The dry bulk quays at Portsgrunn include the crane quay with a length of 230m at 6,70m gauge, the deep water quay with a length of 175m and a depth of 9.70m and the 150m long Tinfos quay at 6,70m gauge.

At Skien Harbour Terminal general cargo and dry bulk are handled. There is one 135m quay with a depth of 9.5m and another with a length of 165m with the same depth. The roro ramp measures 30m. In addition the stone quay has a depth of 10m.

Oslo is Norway’s leading cargo and ferry port. 50 to 70 cargo or passenger vessels call this hub every week. In 2016, 81 cruise ships have docked with 155,000 visitors aboard. But this is a decrease compared to 2015 when 102 vessels with nearly 200,000 passengers berthed. The cruise traffic centre includes four piers with lengths from 249m to 345m, all located close to the city centre.
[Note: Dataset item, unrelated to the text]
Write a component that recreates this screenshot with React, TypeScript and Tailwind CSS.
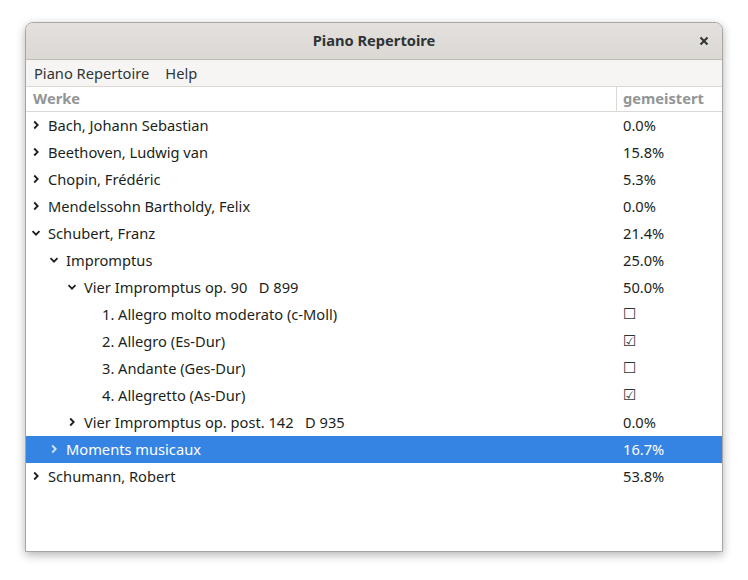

There are three daily ferry arrivals from Denmark and Germany. Ferry operator Color Line links the German port of Kiel with the Norwegian capital city and DFDS have a connection to Denmark. But Oslo also has a container handling facility. The Sjursøya Container Terminal is the largest of the country. It is operated by Yilport and has a throughput capacity of 300,000 TEU. Cargo is handled with two Konecranes gantry cranes with a liftig capacity of 64t and an outreach of 40m, that go across 15 rows of boxes. Kalmar delivered two more cranes with a capacity of 61t and an outreach for vessels with up to 18 rows. Kalmar also supplied eight RTGs with a lifting capacity of 50t each, two reachstackers with 45t lifting capacity and twelve terminal tractors. Two Linde-C90 and three Nissan-DX30 complete the terminal equipment.